Demand Classification and Inventory Segmentation

Not all inventory items deserve equal attention in replenishment planning. High-volume, predictable products benefit from automated replenishment processes with minimal human intervention. These items often follow consistent consumption patterns that enable reliable forecasting and standardized reorder points.

Slow-moving or intermittent demand items require different approaches. Traditional statistical forecasting methods often fail for these products, necessitating judgment-based planning or alternative replenishment strategies. Some organizations implement blanket orders or vendor-managed inventory programs for these challenging categories.

Strategic items with high business impact warrant dedicated planning attention regardless of volume. These products may support critical customer programs, enable new product launches, or represent single-source supply situations. Their replenishment planning requires cross-functional collaboration to align inventory decisions with broader business objectives.

Organizational Alignment in Replenishment Planning Processes

Successful replenishment planning requires coordination across multiple functions, each with distinct perspectives and metrics. Procurement teams focus on supplier negotiations, contract compliance, and total cost management. Their replenishment decisions often emphasize economic order quantities and supplier consolidation opportunities.

Production planning teams prioritize material availability to maintain manufacturing schedules. They require visibility into inventory positions, incoming receipts, and potential supply disruptions. Their replenishment planning inputs include production forecasts, capacity constraints, and material substitution possibilities.

Finance organizations evaluate replenishment decisions through working capital impact and carrying cost implications. They seek to minimize inventory investment while maintaining adequate liquidity for operational needs. Their metrics often conflict with operational preferences for higher safety stocks and earlier replenishment timing.

Customer service functions influence replenishment planning through service level commitments and order fulfillment requirements. They provide market intelligence about demand shifts, customer preferences, and competitive pressures that affect inventory positioning decisions.

Technology Infrastructure for Coordinated Planning

Enterprise replenishment planning requires integrated technology infrastructure that connects planning, execution, and monitoring functions. Many organizations struggle with disconnected systems that prevent real-time visibility into inventory positions, supplier performance, and demand patterns.

Modern replenishment planning capabilities integrate with enterprise resource planning systems, supplier portals, and demand planning applications. This connectivity enables automatic data flows, exception-based alerts, and collaborative planning workflows that span organizational boundaries.

Advanced planning systems incorporate machine learning algorithms that improve forecast accuracy and optimize replenishment parameters over time. These capabilities reduce manual planning effort while adapting to changing business conditions without constant human intervention.

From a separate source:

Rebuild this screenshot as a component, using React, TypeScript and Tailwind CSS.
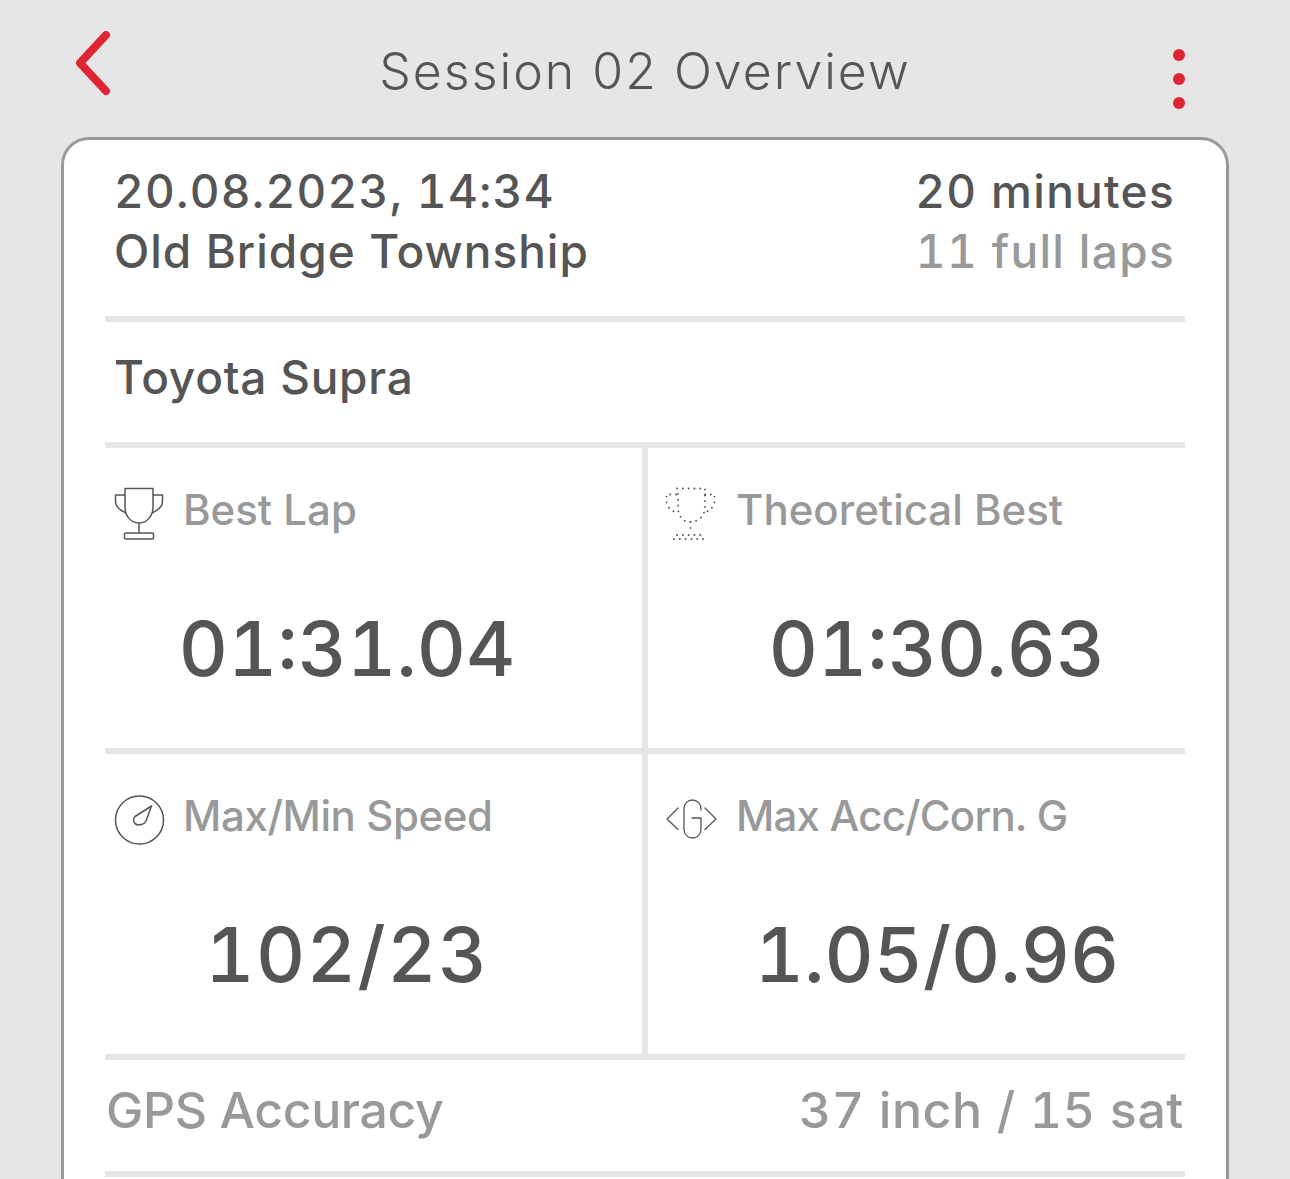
const FONT = "font-['Inter','Liberation_Sans',sans-serif]";

function Trophy() {
  return (
    <svg width="52" height="54" viewBox="0 0 52 54" fill="none" stroke="#555" strokeWidth="1.5" strokeLinejoin="round">
      <path d="M11 1.5H39V20C39 29 33 36 25 36C17 36 11 29 11 20Z" />
      <path d="M11 8H1.5V14C1.5 19 5 23 12 26" />
      <path d="M39 8H48.5V14C48.5 19 45 23 38 26" />
      <path d="M25 36V46" />
      <rect x="10.5" y="46" width="29" height="6" rx="1" />
    </svg>
  );
}

function DottedTrophy() {
  return (
    <svg width="52" height="54" viewBox="0 0 52 54" fill="none" stroke="#555" strokeWidth="1.8" strokeDasharray="0.1 5.7" strokeLinecap="round">
      <path d="M12 1.5H40V20C40 28 34 35 25.5 35C17 35 13 28 13 20V7" />
      <path d="M11 7.5H1.5V14C1.5 19 5 23 12 26" />
      <path d="M40 7.5H49.5V14C49.5 19 46 23 39 26" />
      <path d="M25.5 35V44" />
      <path d="M12 48H40" />
      <path d="M9 52H40" />
    </svg>
  );
}

function Gauge() {
  return (
    <svg width="52" height="54" viewBox="0 0 52 54" fill="none" stroke="#555" strokeWidth="1.5" strokeLinejoin="round">
      <circle cx="25.5" cy="27" r="24" />
      <path d="M37.5 13L32 28C30.5 31.5 25 33 21.5 31C19 29 19 25.5 21 23.5Z" />
    </svg>
  );
}

function GForce() {
  return (
    <svg width="52" height="54" viewBox="0 0 52 54" fill="none" stroke="#555" strokeWidth="1.3" strokeLinejoin="round" strokeLinecap="round">
      <path d="M13 15L2 26L13 36.5" />
      <path d="M40 15L51 26L40 36.5" />
      <path d="M36 17V15.5C36 10.5 32 7 27.5 7C23 7 19 10.5 19 15.5V36.5C19 41.5 23 45 27.5 45C32 45 36 41.5 36 36.5V25H27" />
    </svg>
  );
}

function Divider() {
  return <div className="h-[6px] bg-[#e6e6e6]" />;
}

function Stat({
  icon,
  label,
  value,
  valueClass,
  headClass,
  labelClass,
}: {
  icon: React.ReactNode;
  label: string;
  value: string;
  valueClass: string;
  headClass: string;
  labelClass: string;
}) {
  return (
    <div className="flex-1 h-full flex flex-col">
      <div className={`flex items-start h-[155px] ${headClass}`}>
        <div className="w-[52px] shrink-0 pt-[39px]">{icon}</div>
        <div className={`pt-[34px] text-[42px] leading-[56px] text-[#999999] font-medium whitespace-nowrap ${labelClass}`}>{label}</div>
      </div>
      <div className={`text-[76px] leading-[90px] text-[#555555] font-medium text-center tabular-nums ${valueClass}`}>{value}</div>
    </div>
  );
}

export default function App() {
  return (
    <div className={`h-[1179px] overflow-hidden bg-[#e6e6e6] ${FONT}`}>
      <div className="h-[137px] flex items-start justify-between pl-[75px] pr-[105px] relative">
        <svg width="36" height="66" viewBox="0 0 36 66" fill="none" stroke="#dd2534" strokeWidth="8" strokeLinecap="round" strokeLinejoin="round" className="mt-[31px]">
          <path d="M31 4L5 32L31 60" />
        </svg>
        <div className="absolute left-0 right-0 top-[40px] text-center text-[50px] leading-[62px] text-[#555555] font-[350] tracking-[2px]">Session 02 Overview</div>
        <div className="flex flex-col gap-[12px] mt-[49px]">
          <div className="w-[12px] h-[12px] rounded-full bg-[#dd2534]" />
          <div className="w-[12px] h-[12px] rounded-full bg-[#dd2534]" />
          <div className="w-[12px] h-[12px] rounded-full bg-[#dd2534]" />
        </div>
      </div>
      <div className="mx-[61px] h-[1100px] bg-white border-[3px] border-[#999999] rounded-[28px] px-[41px]">
        <div className="h-[176px] flex justify-between pl-[9px] pr-[10px] pt-[21px] text-[46px] leading-[60px] font-medium text-[#555555] tabular-nums tracking-[1px]">
          <div>
            <div className="whitespace-nowrap tracking-[1.25px]">20.08.2023, 14:34</div>
            <div className="whitespace-nowrap">Old Bridge Township</div>
          </div>
          <div className="text-right tracking-[1.3px]">
            <div className="whitespace-nowrap">20 minutes</div>
            <div className="whitespace-nowrap text-[#999999]">11 full laps</div>
          </div>
        </div>
        <Divider />
        <div className="h-[120px] flex items-center pl-[9px] pb-[10px] text-[46px] font-medium text-[#555555] tracking-[0.75px]">Toyota Supra</div>
        <Divider />
        <div className="h-[300px] flex">
          <Stat icon={<Trophy />} label="Best Lap" value="01:31.04" headClass="pl-[9px] gap-[17px]" labelClass="tracking-[0px]" valueClass="pr-[53px] tracking-[0px]" />
          <div className="w-[6px] bg-[#e6e6e6]" />
          <Stat icon={<DottedTrophy />} label="Theoretical Best" value="01:30.63" headClass="pl-[17px] gap-[19px]" labelClass="tracking-[0px]" valueClass="pl-[41px] tracking-[0px]" />
        </div>
        <Divider />
        <div className="h-[300px] flex">
          <Stat icon={<Gauge />} label="Max/Min Speed" value="102/23" headClass="pl-[9px] gap-[17px]" labelClass="tracking-[-0.4px]" valueClass="pr-[53px] tracking-[1.5px]" />
          <div className="w-[6px] bg-[#e6e6e6]" />
          <Stat icon={<GForce />} label="Max Acc/Corn. G" value="1.05/0.96" headClass="pl-[17px] gap-[19px]" labelClass="tracking-[-0.8px]" valueClass="pl-[41px] tracking-[0px]" />
        </div>
        <Divider />
        <div className="h-[111px] flex items-center justify-between pl-[1px] pr-[1px] pb-[10px] text-[50px] text-[#999999] font-medium tabular-nums">
          <span className="tracking-[-0.4px]">GPS Accuracy</span>
          <span className="tracking-[0.6px]">37 inch / 15 sat</span>
        </div>
        <Divider />
      </div>
    </div>
  );
}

Measuring Replenishment Planning Performance

Enterprise executives require metrics that balance inventory investment with operational performance. Traditional measurements like inventory turns provide useful benchmarks but lack the granularity needed for replenishment planning optimization.

Service level performance measures the percentage of demand fulfilled without stockouts. However, this metric must be evaluated alongside inventory investment to assess planning effectiveness. High service levels achieved through excessive safety stock represent inefficient capital allocation.

Demand forecast accuracy directly impacts replenishment planning performance. Consistent forecast errors lead to either stockouts or excess inventory, both of which harm operational efficiency. Organizations should track forecast accuracy by product category, time horizon, and planning responsible party.

Supplier performance metrics affect replenishment planning success. Lead time variability, quality issues, and delivery reliability influence safety stock requirements and reorder timing decisions. Poor supplier performance often necessitates higher inventory investments to maintain service levels.

Financial Impact Assessment

CFOs and finance leaders require clear visibility into replenishment planning's financial implications. Inventory carrying costs include not only storage and handling expenses but also obsolescence risk, insurance costs, and opportunity cost of invested capital.

Working capital optimization through improved replenishment planning can generate significant cash flow benefits. Reducing inventory investment by even small percentages often translates to millions in freed capital for growing enterprises.

Total cost analysis should encompass both inventory carrying costs and stockout costs. Stockouts create lost sales, expediting expenses, and customer dissatisfaction that may have long-term revenue implications. Optimal replenishment planning balances these competing cost factors.

Implementation Considerations for Enterprise Organizations

Frequently Asked Questions

What is the difference between replenishment planning and procurement?

Replenishment planning determines when and how much inventory to order based on demand forecasts and service level targets. Procurement executes those purchasing decisions, negotiating with suppliers and managing contracts. Replenishment planning is strategic inventory management, while procurement is transactional execution.

How often should replenishment plans be updated?

Update frequency depends on demand variability and lead times. Fast-moving consumer goods may require daily plan updates, while industrial components might update weekly or monthly. Critical items with volatile demand need more frequent review than stable, predictable products. Most enterprises benefit from weekly planning cycles with exception-based daily reviews.

What role does demand forecasting play in replenishment planning?

Demand forecasting provides the foundation for replenishment planning by predicting future consumption patterns. However, forecasts are inherently uncertain, so replenishment planning must account for forecast error through safety stock and flexible ordering strategies. Better forecasts enable more efficient inventory management but cannot eliminate planning complexity.

How can organizations measure replenishment planning success?

Key metrics include service level performance, inventory turns, forecast accuracy, and total cost optimization. Financial measures should track both inventory carrying costs and stockout costs. Operational metrics focus on order frequency, supplier performance, and planning cycle efficiency. Balanced scorecards prevent optimization of single metrics at the expense of overall performance.

What technology capabilities are essential for enterprise replenishment planning?

Essential capabilities include demand forecasting engines, inventory optimization algorithms, supplier integration, and exception management workflows. The technology must integrate with existing enterprise systems and provide real-time visibility into inventory positions. Advanced features like machine learning and collaborative planning improve performance but require strong foundational capabilities first.